Para este autor, "se contaron entre cuatro y cinco mil, los muertos y heridos nuestros, los paraguayos en Curupaytí eran mil quinientos y tuvieron apenas cincuenta entre muertos y heridos".
La historiadora Aurora Sanchez en su libro Julio Argentino Roca reproduce testimonios de la época: "El empuje de las tropas argentinas logró llegar hasta la línea de los abatíes pero no pudo cruzarla. Las ramas aguzadas de los talas fueron cuchillos para que se incrustaran en los cuerpos de los hombres. La impedimenta llevada para salvar a los obstáculos no pudo ser usada para cubrirlos y el coraje de algunos oficiales, después de haber perdido sus cabalgaduras, los impulsó a encaramarse sobre los troncos para desde allí arengar a los soldados sobrevivientes.
El abanderado del Salta, había muerto a poco de iniciarse el avance, pero la bandera retomada por varios soldados llegó hasta la línea de avance donde quedó clavada entre los troncos. Al darse la orden de repliegue, Roca al ver que la bandera seguía sin moverse, se dirigió con su caballo a dar la orden al soldado para que regresara. Al comprobar que este estaba muerto, la tomó en sus manos, miró de frente a la trinchera enemiga y apoyando el asta en su rodilla derecha, la hizo flamear en desafío. Tiró las riendas e inició el regreso lentamente. A cien metros hacia la derecha un grupo de soldados argentinos insistía en continuar la lucha. Hacia allí se encaminó Roca para ordenarles el repliegue, cuando tres abuses hicieron desaparecer prácticamente a esos hombres.
Cuando Roca llegó a su amigo Solier estaba hincado, aferrándose al fusil que le servía de sostén. Una mancha de sangre desde la cabeza le cubría todo el lado izquierdo, Roca le tendió la mano y le cedió el estribo izquierdo al tiempo que el agua del estero saltaba por las descargas de la fusilera paraguaya. Con su amigo en el anca emprendió el regreso al trote suave.
El recuento de las bajas sufridas arrojó cifras pavorosas. 4.043 hombres, entre muertos y heridos y desaparecidos, de los cuáles algo más de la mitad correspondía al contingente argentino y resto a los brasileños. El batallón Salta (que comandaba Roca) por su parte, había tenidos dos oficiales y treinta soldados muertos, ochenta oficiales y cincuenta y tres soldados heridos, y diez contusos. El 60% de sus efectivos. El enemigo casi no había tenido bajas".

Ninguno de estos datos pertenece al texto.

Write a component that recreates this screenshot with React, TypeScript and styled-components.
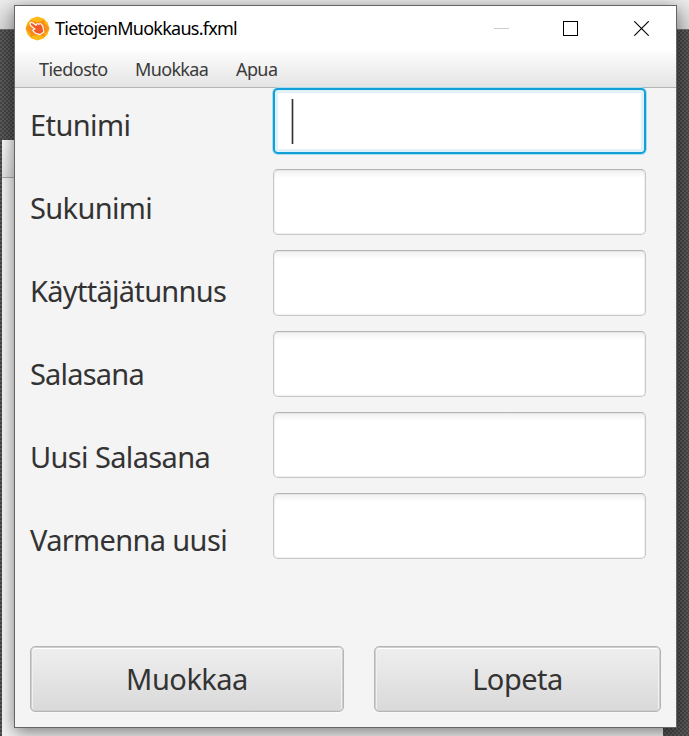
import React from "react";
import styled, { createGlobalStyle, css } from "styled-components";

const GlobalStyle = createGlobalStyle`
  * { box-sizing: border-box; }
  html, body { margin: 0; padding: 0; overflow: hidden; }
  body { font-family: "Noto Sans", "Open Sans", sans-serif; }
`;

const Desktop = styled.div`
  position: relative;
  width: 689px;
  height: 736px;
  overflow: hidden;
  background-color: #505050;
  background-image: conic-gradient(#444 25%, #5a5a5a 0 50%, #444 0 75%, #5a5a5a 0);
  background-size: 4px 4px;
`;

const TopStrip = styled.div`
  height: 30px;
  background: linear-gradient(#ececec, #d6d6d6);
  border-bottom: 1px solid #6e706e;
`;

const BackWindow = styled.div`
  position: absolute;
  left: 2px;
  top: 140px;
  width: 661px;
  height: 596px;
  background: #f4f4f4;
`;

const BackWindowBar = styled.div`
  height: 38px;
  background: linear-gradient(#fafafa, #e4e4e4);
  border-bottom: 1px solid #ababab;
`;

const Window = styled.main`
  position: absolute;
  left: 14px;
  top: 5px;
  width: 663px;
  height: 723px;
  display: flex;
  flex-direction: column;
  border: 1px solid #656565;
  background: #f4f4f4;
  box-shadow: 0 4px 16px rgba(0, 0, 0, 0.5);
`;

const TitleBar = styled.header`
  height: 44px;
  flex: none;
  display: flex;
  align-items: center;
  padding-left: 10px;
  background: #fff;
`;

const Title = styled.h1`
  flex: 1;
  margin: 0 0 1px 5px;
  font-size: 18px;
  font-weight: 400;
  line-height: 24px;
  color: #000;
  white-space: nowrap;
`;

const Controls = styled.div`
  display: flex;
`;

const ControlButton = styled.button<{ $inset?: number }>`
  width: 70px;
  height: 42px;
  padding: 0 ${(p) => p.$inset ?? 0}px 0 0;
  border: 0;
  background: none;
  display: flex;
  align-items: center;
  justify-content: center;
`;

const MenuBar = styled.nav`
  height: 38px;
  flex: none;
  display: flex;
  align-items: center;
  gap: 28px;
  padding-left: 24px;
  background: linear-gradient(#fdfdfd, #e4e4e4);
  border-bottom: 1px solid #b5b5b5;
`;

const Tracked = styled.span<{ $width: number; $spacing: number }>`
  display: inline-block;
  width: ${(p) => p.$width}px;
  letter-spacing: ${(p) => p.$spacing}px;
  white-space: nowrap;
`;

const MenuItem = styled.span`
  font-size: 18px;
  line-height: 24px;
  color: #3a3a3a;
`;

const Form = styled.form`
  flex: 1;
  display: flex;
  flex-direction: column;
  justify-content: space-between;
  padding: 0 15px 15px;
`;

const Fields = styled.div`
  display: grid;
  grid-template-columns: 243px 373px;
`;

const Labels = styled.div`
  display: flex;
  flex-direction: column;
  gap: 43px;
  padding-top: 17px;
`;

const Label = styled.label`
  height: 40px;
  line-height: 40px;
  font-size: 29px;
  color: #333;
`;

const Inputs = styled.div`
  display: flex;
  flex-direction: column;
  gap: 15px;
`;

const Input = styled.div<{ $focused?: boolean }>`
  height: 66px;
  border-radius: 5px;
  padding: 11px 19px;
  background: linear-gradient(#f0f0f0, #fff 8px);
  border: 1px solid #c8c8c8;
  border-top-color: #b5b5b5;
  box-shadow: inset 0 0 0 1px rgba(200, 200, 200, 0.25);
  ${(p) =>
    p.$focused &&
    css`
      background: #fff;
      padding: 9px 16px;
      border: 2px solid #109fd6;
      box-shadow: 0 0 0 1px #a9dced, inset 0 0 0 3px #e0f1f8;
    `}
`;

const Caret = styled.div`
  width: 3px;
  height: 45px;
  background: linear-gradient(90deg, #bbb 0 1px, #333 1px 2px, #bbb 2px 3px);
`;

const Actions = styled.div`
  display: grid;
  grid-template-columns: 314px 287px;
  gap: 30px;
`;

const Button = styled.button`
  height: 66px;
  padding: 0;
  display: flex;
  align-items: center;
  justify-content: center;
  border: 1px solid #b5b5b5;
  border-radius: 5px;
  background: linear-gradient(#efefef, #d9d9d9);
  box-shadow: inset 0 0 0 1px #d0d0d0, inset 0 2px 0 #fff, inset 2px 0 0 #f0f0f0,
    inset -2px 0 0 #f0f0f0, 0 1px 0 #fafafa;
  font: 400 29px/40px "Noto Sans", sans-serif;
  color: #333;
`;

const AppLogo = () => (
  <svg width="25" height="25" viewBox="0 0 25 25">
    <path d="M12.5 0.5 18.5 2.5 22.5 6.5 24.5 12.5 22.5 18.5 18.5 22.5 12.5 24.5 6.5 22.5 2.5 18.5 0.5 12.5 2.5 6.5 6.5 2.5Z" fill="#fdb913" />
    <ellipse cx="7" cy="12.5" rx="5.8" ry="4.8" fill="#f7941d" />
    <ellipse cx="18" cy="12.5" rx="5.8" ry="4.8" fill="#f7941d" />
    <path d="M5.5 4Q12.5 8 19.5 4Q20 12.5 19.5 21Q12.5 17 5.5 21Q5 12.5 5.5 4Z" fill="#f58220" opacity=".8" />
    <path d="M5.2 7.2Q6.2 5.6 8 7L11 9.3Q12 6.8 13.8 8.2Q15.8 6.9 16.8 9Q18.3 9.8 18.1 12L18.8 16 15 18.6 10.4 17.2 7.8 14.5Q8.4 12.9 10 13.2L5.5 9.5Z" fill="#f15a24" stroke="#fff" strokeWidth="1.1" strokeLinejoin="round" />
  </svg>
);

const menus = [
  { text: "Tiedosto", width: 68, spacing: -0.52 },
  { text: "Muokkaa", width: 73, spacing: -0.65 },
  { text: "Apua", width: 42, spacing: -0.6 },
];

const labels = [
  { text: "Etunimi", width: 100, spacing: -0.6 },
  { text: "Sukunimi", width: 123, spacing: -0.65 },
  { text: "Käyttäjätunnus", width: 196, spacing: -0.7 },
  { text: "Salasana", width: 114, spacing: -0.8 },
  { text: "Uusi Salasana", width: 180, spacing: -0.63 },
  { text: "Varmenna uusi", width: 197, spacing: -0.65 },
];

const buttons = [
  { text: "Muokkaa", width: 122, spacing: -0.5 },
  { text: "Lopeta", width: 91, spacing: -0.5 },
];

export default function App() {
  return (
    <>
      <GlobalStyle />
      <Desktop>
        <TopStrip />
        <BackWindow>
          <BackWindowBar />
        </BackWindow>
        <Window>
          <TitleBar>
            <AppLogo />
            <Title>
              <Tracked $width={183} $spacing={-0.74}>TietojenMuokkaus.fxml</Tracked>
            </Title>
            <Controls>
              <ControlButton aria-label="Minimize">
                <svg width="15" height="15" shapeRendering="crispEdges">
                  <path d="M0 7.5H15" stroke="#ccc" />
                </svg>
              </ControlButton>
              <ControlButton aria-label="Maximize" $inset={2}>
                <svg width="15" height="15" shapeRendering="crispEdges">
                  <rect x=".5" y=".5" width="14" height="14" fill="none" stroke="#000" />
                </svg>
              </ControlButton>
              <ControlButton aria-label="Close">
                <svg width="15" height="15">
                  <path d="M.3.3 14.7 14.7M14.7.3.3 14.7" stroke="#000" strokeWidth="1.1" />
                </svg>
              </ControlButton>
            </Controls>
          </TitleBar>
          <MenuBar>
            {menus.map((m) => (
              <MenuItem key={m.text}>
                <Tracked $width={m.width} $spacing={m.spacing}>{m.text}</Tracked>
              </MenuItem>
            ))}
          </MenuBar>
          <Form>
            <Fields>
              <Labels>
                {labels.map((l) => (
                  <Label key={l.text}>
                    <Tracked $width={l.width} $spacing={l.spacing}>{l.text}</Tracked>
                  </Label>
                ))}
              </Labels>
              <Inputs>
                {labels.map((l, i) => (
                  <Input key={l.text} $focused={i === 0}>
                    {i === 0 && <Caret />}
                  </Input>
                ))}
              </Inputs>
            </Fields>
            <Actions>
              {buttons.map((b) => (
                <Button key={b.text} type="button">
                  <Tracked $width={b.width} $spacing={b.spacing}>{b.text}</Tracked>
                </Button>
              ))}
            </Actions>
          </Form>
        </Window>
      </Desktop>
    </>
  );
}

Como resultado de la guerra, Argentina ocupó la actual provincia de Formosa, territorio que estaba en disputa con Paraguay. Ese país, que antes de la guerra era poderoso y con un buen nivel de desarrollo, terminó arrasado y con su población masculina aniquilada, incluido Solano López.
Esta desgraciada guerra se pudo haber evitado con una mejor diplomacia, pero puesta en posición de defenderse, Argentina no se guardó nada. En Curupaytí, murieron cientos de jóvenes heroicos. Entre ellos Francisco Paz, hijo del presidente en ejercicio Marcos Paz y Dominguito Sarmiento, hijo del ilustre sanjuanino que luego sería presidente. Dos jóvenes oficiales nombrados por Garmendia, que resultaron milagrosamente ilesos, Roca y Arredondo se enfrentarían en 1874 en la batalla de Santa Rosa, en la provincia de Mendoza. El primero, sería pocos años después dos veces presidente de la Nación.
Un gran país se forja de victorias y derrotas. Esta fue una de aquellas derrotas que enaltecen, que nos honran como país; como también lo fueron Cancha Rayada y Malvinas. Gloria eterna a todos aquellos héroes que brindaron su vida por nuestra Nación.